Gratuità delle cure ed esenzione dal ticket
L’infezione da HIV dà diritto, su certificazione di uno specialista, di ottenere una specifica esenzione dal pagamento del ticket per le malattie croniche, l’esenzione E020 che, oltre alle terapie, copre con scadenza illimitata tutte le prestazioni sanitarie appropriate per il monitoraggio della malattia, le sue complicanze e per la prevenzione degli ulteriori aggravamenti.
La Profilassi Post Esposizione, successiva ai rapporti a rischio, è gratuita, così come la Profilassi Pre Esposizione, che è stata introdotta gratuitamente nelle regioni italiane nel 2023 (seppur a macchia di leopardo).
La terapia antivirale
Oggi sono disponibili più di 20 farmaci antivirali per l’HIV, chiamati anche antiretrovirali o ARV, che contrastano la replicazione del virus e che hanno diversi meccanismi d’azione. Fra i farmaci più usati ci sono emtricitabina-FTC, lamivudina-3TC, abacavir, tenofovir, nevirapina, che hanno diversi nomi commerciali e possono già essere combinati nella stessa compressa.
La terapia prevede l’uso di più farmaci contemporaneamente, a seconda della situazione clinica individuale. Ciò significa che è necessario assumere quotidianamente più compresse e che bisogna seguire scrupolosamente le dosi e i tempi prescritti, perché saltare dosi o interrompere la terapia può addirittura peggiorare la situazione, rendendo il virus rapidamente resistente ai farmaci. La resistenza è purtroppo un rischio noto anche se c’è un’assunzione corretta ed è anche per ridurlo che si utilizzano insieme più farmaci con meccanismi diversi d’azione.
La terapia va monitorata non solo per gli effetti collaterali, ma anche per verificare ciclicamente la carica virale, perché quando la carica diventa non più rilevabile (Undetectable-U) significa che non c’è più rischio di contagiare gli altri (Untrasmittable-U), né che la madre trasmetta il virus al feto, anche se il virus non è mai eliminato del tutto. Si usa la formula U=U per esprimere che se la carica virale non è rilevabile, il rischio di trasmissione dell’HIV è nullo.
Torna all'inizioEsiste un vaccino contro l’HIV e l’AIDS?
Purtroppo, un vaccino per prevenire l’HIV ancora non esiste, nonostante molti tentativi falliti. I motivi sono vari, anche se il principale sta nella capacità del virus di mutare continuamente, sfuggendo così alle difese immunitarie, insieme alla capacità di nascondersi integrandosi nel DNA dei linfociti e di altre cellule immunitarie.

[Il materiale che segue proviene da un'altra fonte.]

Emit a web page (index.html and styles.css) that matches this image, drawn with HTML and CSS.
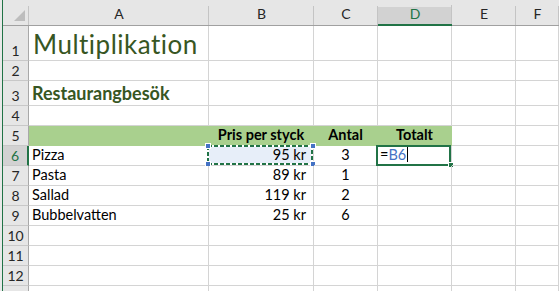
FILE: index.html
```
<!DOCTYPE html>
<html lang="sv">
<head>
<meta charset="utf-8">
<title>Multiplikation</title>
<link rel="stylesheet" href="styles.css">
</head>
<body>
<div class="sheet">
  <div class="edge"></div>

  <div class="corner"><span class="tri"></span></div>
  <div class="colh">A</div>
  <div class="colh">B</div>
  <div class="colh">C</div>
  <div class="colh sel">D</div>
  <div class="colh">E</div>
  <div class="colh">F</div>

  <div class="rowh">1</div>
  <div class="c title">Multiplikation</div>
  <div class="c"></div><div class="c"></div><div class="c"></div><div class="c"></div><div class="c"></div>

  <div class="rowh">2</div>
  <div class="c"></div><div class="c"></div><div class="c"></div><div class="c"></div><div class="c"></div><div class="c"></div>

  <div class="rowh">3</div>
  <div class="c heading">Restaurangbesök</div>
  <div class="c"></div><div class="c"></div><div class="c"></div><div class="c"></div><div class="c"></div>

  <div class="rowh">4</div>
  <div class="c"></div><div class="c"></div><div class="c"></div><div class="c"></div><div class="c"></div><div class="c"></div>

  <div class="rowh">5</div>
  <div class="c band"></div>
  <div class="c band th">Pris per styck</div>
  <div class="c band th">Antal</div>
  <div class="c band th">Totalt</div>
  <div class="c"></div><div class="c"></div>

  <div class="rowh sel">6</div>
  <div class="c">Pizza</div>
  <div class="c num ref">95 kr
    <svg class="marquee" width="106" height="20" viewBox="0 0 106 20"><rect x="1" y="1" width="104" height="18" fill="none" stroke="#ffffff" stroke-width="2"/><rect x="1" y="1" width="104" height="18" fill="none" stroke="#217346" stroke-width="2" stroke-dasharray="4 2"/></svg>
    <span class="hdl tl"></span><span class="hdl tr"></span><span class="hdl bl"></span><span class="hdl br"></span>
  </div>
  <div class="c mid">3</div>
  <div class="c active"><span class="eq">=</span><span class="refx">B6</span><span class="caret"></span><span class="fill"></span></div>
  <div class="c"></div><div class="c"></div>

  <div class="rowh">7</div>
  <div class="c">Pasta</div><div class="c num">89 kr</div><div class="c mid">1</div><div class="c"></div><div class="c"></div><div class="c"></div>

  <div class="rowh">8</div>
  <div class="c">Sallad</div><div class="c num">119 kr</div><div class="c mid">2</div><div class="c"></div><div class="c"></div><div class="c"></div>

  <div class="rowh">9</div>
  <div class="c">Bubbelvatten</div><div class="c num">25 kr</div><div class="c mid">6</div><div class="c"></div><div class="c"></div><div class="c"></div>

  <div class="rowh">10</div>
  <div class="c"></div><div class="c"></div><div class="c"></div><div class="c"></div><div class="c"></div><div class="c"></div>

  <div class="rowh">11</div>
  <div class="c"></div><div class="c"></div><div class="c"></div><div class="c"></div><div class="c"></div><div class="c"></div>

  <div class="rowh">12</div>
  <div class="c"></div><div class="c"></div><div class="c"></div><div class="c"></div><div class="c"></div><div class="c"></div>

  <div class="rowh"></div>
  <div class="c"></div><div class="c"></div><div class="c"></div><div class="c"></div><div class="c"></div><div class="c"></div>
</div>
</body>
</html>
```

FILE: styles.css
```
* { box-sizing: border-box; }
html, body { margin: 0; padding: 0; background: #ffffff; overflow: hidden; }
body { width: 559px; height: 291px; font-family: Lato, "Liberation Sans", sans-serif; }

.sheet {
  display: grid;
  grid-template-columns: 3px 26px 180px 105px 64px 74px 64px 1fr;
  grid-template-rows: 26px 35px 20px 25px 20px 20px 20px 20px 20px 20px 20px 20px 20px 20px;
  width: 559px;
  height: 291px;
  overflow: hidden;
}

.edge {
  grid-row: 1 / -1;
  grid-column: 1;
  background: #e9e9e9;
  border-right: 1px solid #217346;
}

.corner {
  background: linear-gradient(#c4c4c4, #c4c4c4) right bottom / 1px 19px no-repeat, #e6e6e6;
  border-bottom: 1px solid #a0a0a0;
  display: flex;
  justify-content: flex-end;
  align-items: flex-end;
  padding: 0 4px 4px 0;
}
.tri {
  width: 11px;
  height: 11px;
  background: #bdbdbd;
  clip-path: polygon(100% 0, 100% 100%, 0 100%);
}

.colh {
  background: linear-gradient(#c4c4c4, #c4c4c4) right bottom / 1px 19px no-repeat, #e6e6e6;
  border-bottom: 1px solid #a0a0a0;
  display: flex;
  justify-content: center;
  align-items: flex-end;
  padding-bottom: 3px;
  font-size: 14px;
  line-height: 16px;
  color: #262626;
}
.colh.sel {
  background: linear-gradient(#c4c4c4, #c4c4c4) right bottom / 1px 19px no-repeat, linear-gradient(#d2d2d2, #d2d2d2) left 7px / 100% 19px no-repeat, #e6e6e6;
  border-bottom: 2px solid #217346;
  color: #217346;
  padding-bottom: 2px;
}

.rowh {
  background: #e6e6e6;
  border-right: 1px solid #a8a8a8;
  border-bottom: 1px solid #c8c8c8;
  display: flex;
  justify-content: center;
  align-items: flex-end;
  padding-bottom: 1px;
  font-size: 14px;
  line-height: 17px;
  color: #262626;
}
.rowh.sel {
  background: #d2d2d2;
  color: #217346;
  border-right: 2px solid #217346;
}

.c {
  border-right: 1px solid #d4d4d4;
  border-bottom: 1px solid #d4d4d4;
  display: flex;
  align-items: flex-end;
  padding: 0 3px 2px;
  font-size: 14.5px;
  line-height: 17px;
  color: #000000;
  white-space: nowrap;
  position: relative;
}
.c.num { justify-content: flex-end; padding-right: 7px; }
.c.mid { justify-content: center; }

.c.title {
  font-size: 26px;
  line-height: 32px;
  font-weight: 400;
  color: #375623;
  padding-left: 4px;
  padding-bottom: 0;
  letter-spacing: 0.5px;
}
.c.heading {
  font-size: 18px;
  line-height: 22px;
  font-weight: 700;
  color: #375623;
  padding-left: 3px;
  padding-bottom: 1px;
}

.c.band {
  background: #a9d08e;
  border-color: #a9d08e;
}
.c.th { justify-content: center; font-weight: 700; }

.c.ref { background: #e7eef9; }
.marquee { position: absolute; left: -2px; top: -1px; }
.hdl {
  position: absolute;
  width: 6px;
  height: 6px;
  background: #4472c4;
  border: 1px solid #ffffff;
}
.hdl.tl { left: -4px; top: -3px; }
.hdl.tr { right: -3px; top: -3px; }
.hdl.bl { left: -4px; bottom: -2px; }
.hdl.br { right: -3px; bottom: -2px; }

.c.active { padding-left: 2px; }
.c.active::before {
  content: "";
  position: absolute;
  left: -2px;
  top: -1px;
  right: 0;
  bottom: -1px;
  border: 2px solid #217346;
}
.refx { color: #4472c4; }
.caret {
  display: inline-block;
  width: 1px;
  height: 15px;
  background: #000000;
  margin-left: 1px;
  align-self: flex-end;
  margin-bottom: 1px;
}
.fill {
  position: absolute;
  right: -3px;
  bottom: -3px;
  width: 6px;
  height: 6px;
  background: #217346;
  border: 1px solid #ffffff;
}
```
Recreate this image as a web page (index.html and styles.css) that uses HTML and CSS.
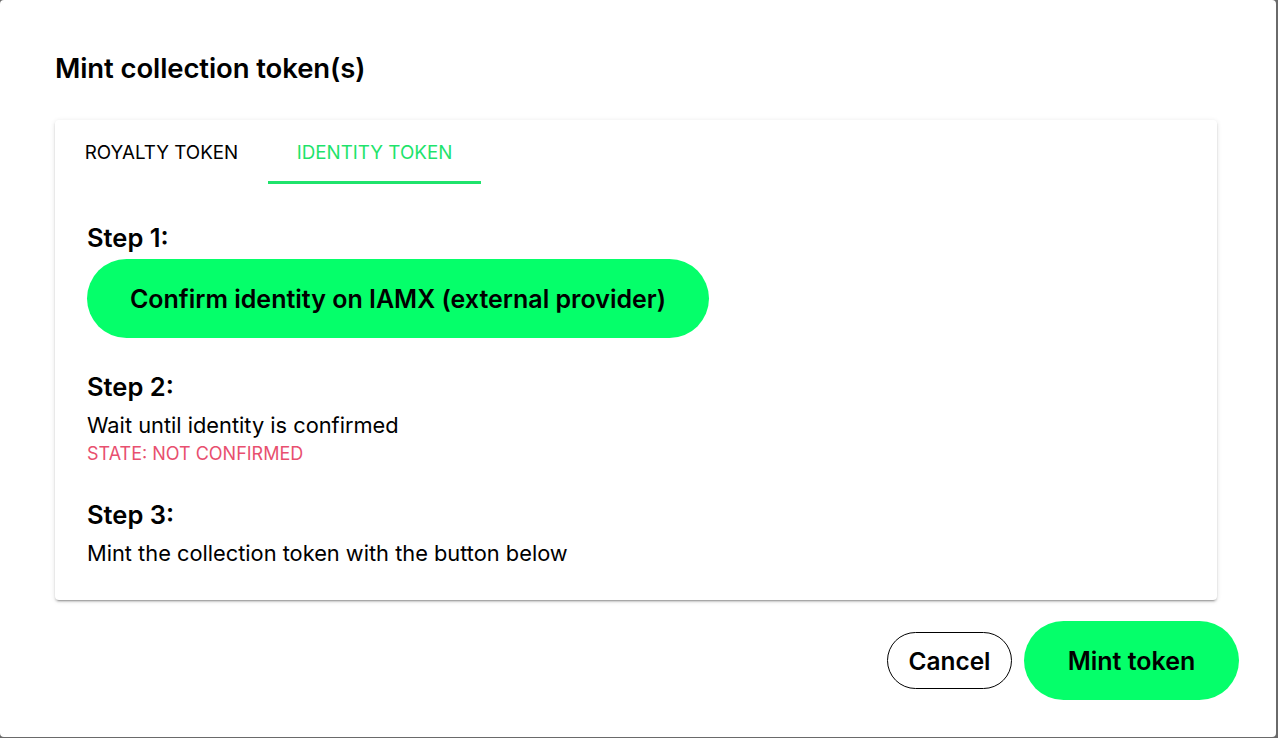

Si porta avanti anche lo studio di vaccini terapeutici, come quello che ha impiegato la proteina TAT, per ridurre il serbatoio di virus latente nascosto nell’organismo, di solito inattaccabile dalla sola terapia antiretrovirale, allo scopo di rallentare ulteriormente la progressione della malattia.
Nuove promettenti strategie riguardano la possibilità di stimolare linfociti B “vergini” a produrre “anticorpi neutralizzanti ad ampio spettro”, che oggi sono spontaneamente prodotti, anche se tardivamente, dal 10% circa delle persone infettate e anch’essi già usati come farmaci complementari della terapia antivirale classica.